Prince Harry cannot take allegations against Murdoch to trial, court rules

FILE PHOTO: UK paper group Associated Newspapers bids to throw out Prince Harry and others' privacy lawsuits

By Michael Holden

LONDON (Reuters) -Prince Harry cannot amend his lawsuit against Rupert Murdoch's British tabloid newspapers to include allegations involving his wife Meghan and he and others cannot pursue claims against the media mogul himself, London's High Court ruled on Tuesday.

The prince and more than 40 others are suing News Group Newspapers (NGN) over accusations of unlawful activities by journalists and private investigators, for the Sun and the now-defunct News of the World from the mid-1990s to the mid-2010s.

The cases against NGN are due to go to a trial, lasting up to eight weeks, beginning in January.

In March, Harry, 39, the younger son of King Charles, sought to amend his lawsuit to add new allegations, including that the Sun ordered private investigators to target his then girlfriend – and now wife Meghan – in 2016.

However, in a ruling on Tuesday, Judge Timothy Fancourt refused him permission to extend the time frame of his claim to do so, and likewise rejected an application to include allegations dating back to 1994 and 1995 involving his late mother, Princess Diana.

The judge also rejected an application from Harry and the claimants to include allegations Murdoch, 93, gave "knowingly false" evidence about his knowledge of phone-hacking and other unlawful acts, and was personally involved in a cover-up.

However, Harry was allowed to alter his case to include allegations the papers had bugged his landline phones, and the judge ruled the claimants could include accusations against more journalists and private investigators, and amend their case to bring more details of alleged lies by NGN to a public inquiry.

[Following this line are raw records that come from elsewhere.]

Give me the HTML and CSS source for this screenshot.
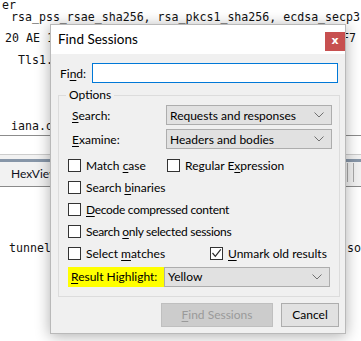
FILE: index.html
```html
<!DOCTYPE html>
<html lang="en">
<head>
  <meta charset="UTF-8">
  <title>Find Sessions</title>
  <link rel="stylesheet" href="styles.css">
</head>
<body>
  <div class="backdrop">
    <div class="code">
      <div class="ln ln-er">er</div>
      <div class="ln ln-rsa">rsa_pss_rsae_sha256, rsa_pkcs1_sha256, ecdsa_secp3</div>
      <div class="ln ln-hex"><span>20 AE 1C</span><span>F7</span></div>
      <div class="ln ln-tls">Tls1.2</div>
      <div class="ln ln-iana">iana.org</div>
    </div>
    <div class="tabs">
      <div class="tabstrip">
        <span class="tab">HexView</span>
        <span class="tab-edge"></span>
      </div>
    </div>
    <div class="ln ln-tunnel"><span>tunnel</span><span>so</span></div>
  </div>

  <div class="dialog">
    <div class="titlebar">
      <span class="title">Find Sessions</span>
      <span class="close">x</span>
    </div>

    <div class="find-row">
      <label>Fi<u>n</u>d:</label>
      <div class="textbox"></div>
    </div>

    <fieldset class="options">
      <legend>Options</legend>

      <div class="field-row">
        <label><u>S</u>earch:</label>
        <div class="select">
          <span>Requests and responses</span>
          <svg width="10" height="6" viewBox="0 0 10 6"><polyline points="0.5,0.5 5,5 9.5,0.5" fill="none" stroke="#707070" stroke-width="1"/></svg>
        </div>
      </div>
      <div class="field-row">
        <label><u>E</u>xamine:</label>
        <div class="select">
          <span>Headers and bodies</span>
          <svg width="10" height="6" viewBox="0 0 10 6"><polyline points="0.5,0.5 5,5 9.5,0.5" fill="none" stroke="#707070" stroke-width="1"/></svg>
        </div>
      </div>

      <div class="checks">
        <div class="check-row">
          <div class="check col-a"><span class="box"></span><span>Match <u>c</u>ase</span></div>
          <div class="check"><span class="box"></span><span>Regular E<u>x</u>pression</span></div>
        </div>
        <div class="check-row">
          <div class="check"><span class="box"></span><span>Search <u>b</u>inaries</span></div>
        </div>
        <div class="check-row">
          <div class="check tight"><span class="box"></span><span><u>D</u>ecode compressed content</span></div>
        </div>
        <div class="check-row">
          <div class="check tight"><span class="box"></span><span>Search <u>o</u>nly selected sessions</span></div>
        </div>
        <div class="check-row">
          <div class="check col-b"><span class="box"></span><span>Select <u>m</u>atches</span></div>
          <div class="check">
            <span class="box">
              <svg width="11" height="11" viewBox="0 0 11 11"><polyline points="1.5,5 4.3,8.3 9.8,1.3" fill="none" stroke="#2b2b2b" stroke-width="1.2"/></svg>
            </span>
            <span><u>U</u>nmark old results</span>
          </div>
        </div>
      </div>

      <div class="highlight-row">
        <label class="highlight"><u>R</u>esult Highlight:</label>
        <div class="select">
          <span>Yellow</span>
          <svg width="10" height="6" viewBox="0 0 10 6"><polyline points="0.5,0.5 5,5 9.5,0.5" fill="none" stroke="#707070" stroke-width="1"/></svg>
        </div>
      </div>
    </fieldset>

    <div class="buttons">
      <button class="btn btn-find" disabled><u>F</u>ind Sessions</button>
      <button class="btn btn-cancel">Cancel</button>
    </div>
  </div>
</body>
</html>
```

FILE: styles.css
```css
* {
  box-sizing: border-box;
  margin: 0;
  padding: 0;
}

body {
  width: 361px;
  height: 341px;
  overflow: hidden;
  position: relative;
  background: #fff;
  color: #000;
}

/* background window */

.ln {
  font-family: "DejaVu Sans Mono", monospace;
  font-size: 11.6px;
  line-height: 12px;
  height: 12px;
  white-space: pre;
  overflow-x: clip;
  color: #111;
}

.code {
  margin-top: -1px;
}

.ln-er {
  padding-left: 2px;
}

.ln-rsa {
  padding-left: 11px;
}

.ln-hex {
  display: flex;
  justify-content: space-between;
  margin-top: 9px;
  padding-left: 5px;
  padding-right: 5px;
}

.ln-tls {
  margin-top: 10px;
  padding-left: 18px;
}

.ln-iana {
  margin-top: 54px;
  padding-left: 11px;
  height: 16px;
  border-bottom: 1px solid #8c8c8c;
}

.tabs {
  margin-top: 18px;
  height: 33px;
  background: #f2f2f2;
  border-top: 1px solid #cdcdcd;
  border-bottom: 1px solid #8a8a8a;
}

.tabstrip {
  display: flex;
  align-items: center;
  margin-top: 4px;
  height: 27px;
  border-top: 3px solid #8796a8;
}

.tab {
  font-family: Lato, "Liberation Sans", sans-serif;
  font-size: 12px;
  color: #101020;
  padding-left: 11px;
  margin-top: -2px;
}

.tab-edge {
  margin-left: auto;
  margin-right: 7px;
  width: 7px;
  height: 19px;
  margin-top: -4px;
  border-left: 1px solid #a8a8a8;
  border-right: 1px solid #a8a8a8;
}

.ln-tunnel {
  display: flex;
  justify-content: space-between;
  margin-top: 55px;
  padding-left: 9px;
}

/* dialog */

.dialog {
  position: absolute;
  left: 50px;
  top: 24px;
  width: 296px;
  height: 310px;
  background: #f0f0f0;
  border: 1px solid #b9b9b9;
  box-shadow: 0 2px 14px rgba(0, 0, 0, 0.32);
  font-family: Lato, "Liberation Sans", sans-serif;
  font-size: 12px;
  color: #000;
  white-space: nowrap;
}

.dialog u {
  text-decoration: underline;
  text-underline-offset: 2px;
}

.titlebar {
  display: flex;
  justify-content: space-between;
  align-items: flex-start;
  height: 29px;
  background: #fff;
}

.title {
  font-size: 13.5px;
  padding-left: 7px;
  padding-top: 6px;
}

.close {
  width: 20px;
  height: 19px;
  margin-top: 7px;
  background: #c75050;
  color: #fff;
  font-family: "DejaVu Sans", sans-serif;
  font-weight: bold;
  font-size: 11px;
  line-height: 17px;
  text-align: center;
}

.find-row {
  display: flex;
  align-items: center;
  margin-top: 9px;
  padding-left: 9px;
}

.find-row label {
  width: 32px;
}

.textbox {
  width: 246px;
  height: 20px;
  background: #fff;
  border: 1px solid #0078d7;
}

.options {
  margin: 4px 0 0 7px;
  width: 282px;
  border: 1px solid #dcdcdc;
  padding: 2px 0 9px 9px;
}

.options legend {
  margin-left: -2px;
  padding: 0 3px;
  line-height: 16px;
}

.field-row {
  display: flex;
  align-items: center;
  height: 20px;
  margin-bottom: 4px;
}

.field-row label {
  width: 98px;
  padding-left: 4px;
}

.select {
  display: flex;
  justify-content: space-between;
  align-items: center;
  width: 166px;
  height: 20px;
  padding: 0 7px 0 3px;
  background: #e1e1e1;
  border: 1px solid #adadad;
}

.checks {
  margin-top: 6px;
}

.check-row {
  display: flex;
  align-items: center;
  height: 21.8px;
}

.check {
  display: flex;
  align-items: center;
  gap: 5px;
}

.col-a {
  width: 99px;
}

.col-b {
  width: 142px;
}

.tight {
  letter-spacing: -0.3px;
}

.box {
  display: flex;
  align-items: center;
  justify-content: center;
  width: 13px;
  height: 13px;
  background: #fff;
  border: 1px solid #333;
}

.highlight-row {
  display: flex;
  align-items: center;
  height: 20px;
  margin-top: 3px;
}

.highlight {
  width: 96px;
  height: 20px;
  line-height: 20px;
  padding-left: 3px;
  background: #ffff00;
}

.buttons {
  display: flex;
  justify-content: flex-end;
  gap: 8px;
  margin-top: 6px;
  padding-right: 6px;
}

.btn {
  height: 24px;
  font-family: Lato, "Liberation Sans", sans-serif;
  font-size: 12px;
  border: 1px solid #adadad;
  background: #e1e1e1;
  color: #000;
}

.btn-find {
  width: 112px;
  background: #cccccc;
  border-color: #bfbfbf;
  color: #9a9a9a;
}

.btn-cancel {
  width: 58px;
}
```
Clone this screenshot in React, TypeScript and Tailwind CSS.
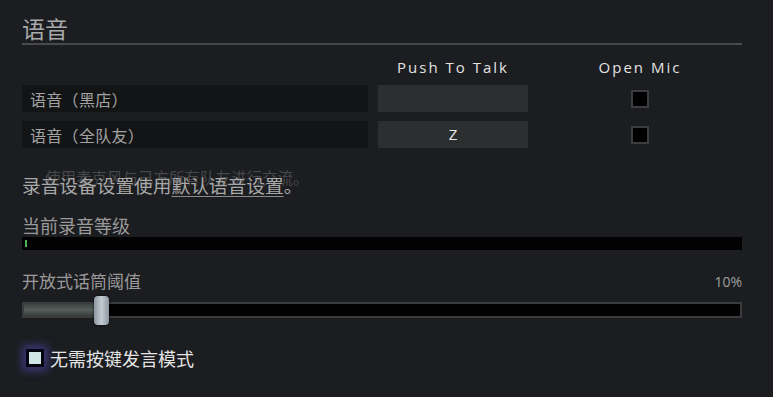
import React from 'react';

const cjk = { fontFamily: '"Noto Sans CJK SC", "Noto Sans", sans-serif' };
const latin = { fontFamily: '"Open Sans", "Noto Sans", sans-serif' };

interface VoiceRow { label: string; key: string; }

const rows: VoiceRow[] = [
  { label: '语音（黑店）', key: '' },
  { label: '语音（全队友）', key: 'Z' },
];

function Checkbox() {
  return <div className="w-[18px] h-[18px] border-2 border-[#3b3d3f] bg-black" />;
}

export default function App() {
  const threshold = 10;
  return (
    <div className="w-[773px] h-[397px] bg-[#1c1d20] overflow-hidden" style={cjk}>
      <div className="w-[720px] ml-[22px] flex flex-col">
        <h1 className="pt-[15px] text-[23px] leading-[26px] text-[#a8a9ab]">语音</h1>
        <div className="mt-[2px] h-[2px] bg-[#47494d]" />

        <div className="mt-[12px] flex h-[20px] items-center text-[15px] tracking-[2px] text-[#e2e2e2]" style={latin}>
          <div className="w-[346px]" />
          <div className="ml-[10px] w-[150px] text-center">Push To Talk</div>
          <div className="ml-[10px] flex-1 text-center">Open Mic</div>
        </div>

        <div className="mt-[8px] flex flex-col gap-[9px]">
          {rows.map(r => (
            <div key={r.label} className="flex h-[27px] items-stretch">
              <div className="w-[346px] bg-[#131415] pl-[8px] flex items-center text-[16px] tracking-[0.3px] text-[#a3a3a3]">{r.label}</div>
              <div className="ml-[10px] w-[150px] bg-[#2b2f2f] flex items-center justify-center text-[15px] text-[#e8e8e8]" style={latin}>{r.key}</div>
              <div className="ml-[10px] flex-1 flex items-center justify-center"><Checkbox /></div>
            </div>
          ))}
        </div>

        <div className="mt-[20px] pl-[23px] text-[15.5px] leading-[18px] text-[#45474a]">使用麦克风与己方所有队友进行交流。</div>
        <div className="-mt-[12px] text-[18.7px] leading-[22px] text-[#a8a8a8]">
          录音设备设置使用<span className="underline underline-offset-[3px] decoration-[#8a8a8a]">默认语音设置</span>。
        </div>

        <div className="mt-[19px] text-[18px] leading-[20px] text-[#9a9a9a]">当前录音等级</div>
        <div className="mt-[2px] h-[13px] bg-[#020202] flex items-center pl-[3px]">
          <div className="w-[2px] h-[7px] bg-[#4fb35a]" />
        </div>

        <div className="mt-[21px] flex h-[20px] items-center justify-between">
          <span className="text-[17px] leading-[20px] text-[#9a9a9a]">开放式话筒阈值</span>
          <span className="text-[14px] text-[#a0a0a0]" style={latin}>{threshold}%</span>
        </div>

        <div className="mt-[11px] relative h-[16px] border-2 border-[#3a3b3c] bg-[#020202]">
          <div className="h-full bg-gradient-to-b from-[#3c4341] via-[#56605c] to-[#353b39]" style={{ width: `${threshold}%` }} />
          <div className="absolute top-[-8px] w-[15px] h-[29px] rounded-[4px] bg-gradient-to-r from-[#8d98a2] via-[#c3cad2] to-[#8d98a2] shadow-[0_0_3px_rgba(0,0,0,0.8)]" style={{ left: `calc(${threshold}% - 2px)` }} />
        </div>

        <div className="mt-[30px] flex h-[20px] items-center">
          <div className="ml-[4px] w-[18px] h-[18px] border-[3px] border-[#050510] bg-[#cfe6e6] shadow-[0_0_9px_4px_rgba(90,78,200,0.5)]" />
          <span className="ml-[6px] text-[18px] leading-[20px] text-[#e4e4e4]">无需按键发言模式</span>
        </div>
      </div>
    </div>
  );
}
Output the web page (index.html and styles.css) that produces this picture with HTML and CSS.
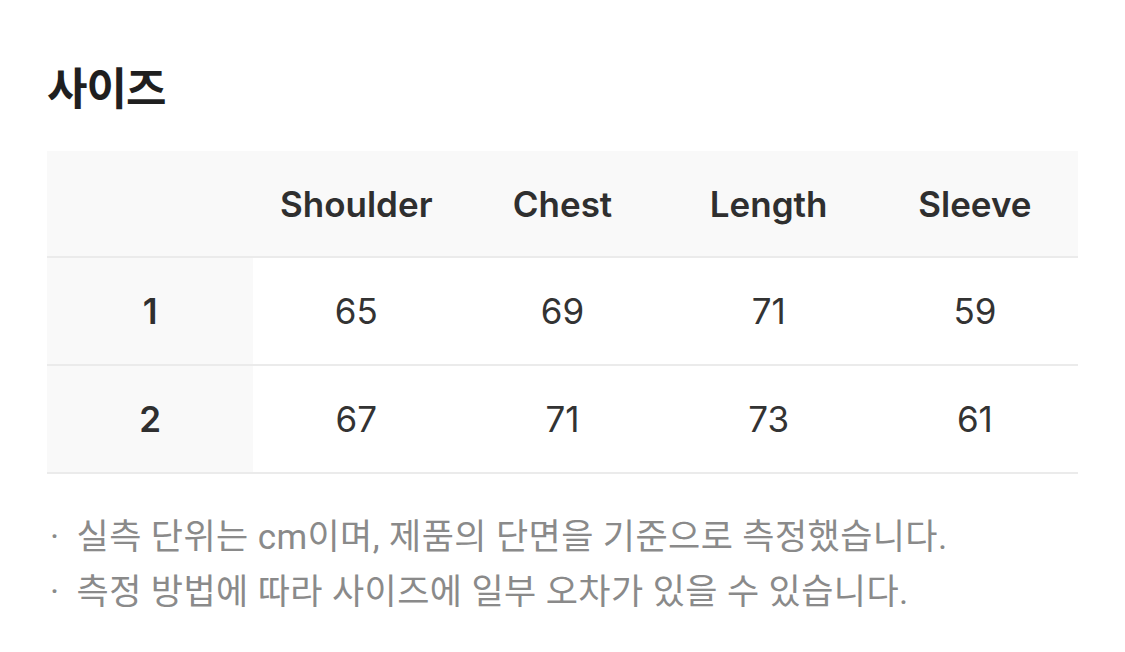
FILE: index.html
```html
<!DOCTYPE html>
<html lang="ko">
<head>
<meta charset="utf-8">
<link rel="stylesheet" href="styles.css">
</head>
<body>
<section class="size">
  <h2 class="title">사이즈</h2>
  <table class="table">
    <thead>
      <tr>
        <th class="corner"></th>
        <th>Shoulder</th>
        <th>Chest</th>
        <th>Length</th>
        <th>Sleeve</th>
      </tr>
    </thead>
    <tbody>
      <tr>
        <th class="rowhead">1</th>
        <td>65</td><td>69</td><td>71</td><td>59</td>
      </tr>
      <tr>
        <th class="rowhead">2</th>
        <td>67</td><td>71</td><td>73</td><td>61</td>
      </tr>
    </tbody>
  </table>
  <ul class="notes">
    <li>실측 단위는 cm이며, 제품의 단면을 기준으로 측정했습니다.</li>
    <li>측정 방법에 따라 사이즈에 일부 오차가 있을 수 있습니다.</li>
  </ul>
</section>
</body>
</html>
```
FILE: styles.css
```css
html, body {
  margin: 0;
  padding: 0;
  background: #ffffff;
}
body {
  font-family: Inter, "Noto Sans CJK KR", sans-serif;
  color: #2b2b2b;
}
.size {
  padding: 58px 47px 0 47px;
}
.title {
  margin: 0;
  font-family: "Noto Sans CJK KR", sans-serif;
  font-size: 44px;
  font-weight: 700;
  line-height: 56px;
  color: #1f1f1f;
  letter-spacing: -1px;
}
.table {
  margin-top: 37px;
  width: 1031px;
  border-collapse: collapse;
  table-layout: fixed;
}
.table th, .table td {
  text-align: center;
  padding: 0;
  border-bottom: 2px solid #ebebeb;
}
.table thead th {
  height: 105px;
  background: #f9f9f9;
  font-size: 35px;
  font-weight: 600;
  color: #2f2f2f;
}
.table tbody td, .table tbody th {
  height: 106px;
  font-size: 35px;
}
.table tbody td {
  font-weight: 400;
  color: #333;
}
.rowhead {
  background: #f9f9f9;
  font-weight: 600;
  color: #2f2f2f;
}
.notes {
  list-style: none;
  margin: 36px 0 0 0;
  padding: 0;
  font-family: Roboto, "Noto Sans CJK KR", sans-serif;
  font-size: 35px;
  line-height: 55px;
  color: #8a8a8a;
  letter-spacing: 0.4px;
}
.notes li {
  display: flex;
  gap: 17px;
}
.notes li::before {
  content: "·";
  padding-left: 3px;
}
```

Fancourt told the court both sides had won about half of the disputed amendments, although NGN had won on more "big ticket" items such as bringing "Mr Murdoch personally into the matter".

In his written ruling, Fancourt said those pursuing the lawsuits against NGN could not resist adding more and more details, which he said were of great interest to "journalists who are looking for a good storyline to publish" but did not add any weight to the evidence.

"I also consider that there is a desire on the part of those running the litigation on the claimants’ side to shoot at 'trophy' targets, whether those are political issues or high-profile individuals," he said. "This cannot become an end in itself."

A spokesperson for NGN said the court had "thoroughly vindicated NGN's position", while the claimants said in a joint statement they were pleased the judge allowed them to amend their case on "a number of significant issues" such as allegations about deliberate destruction of evidence.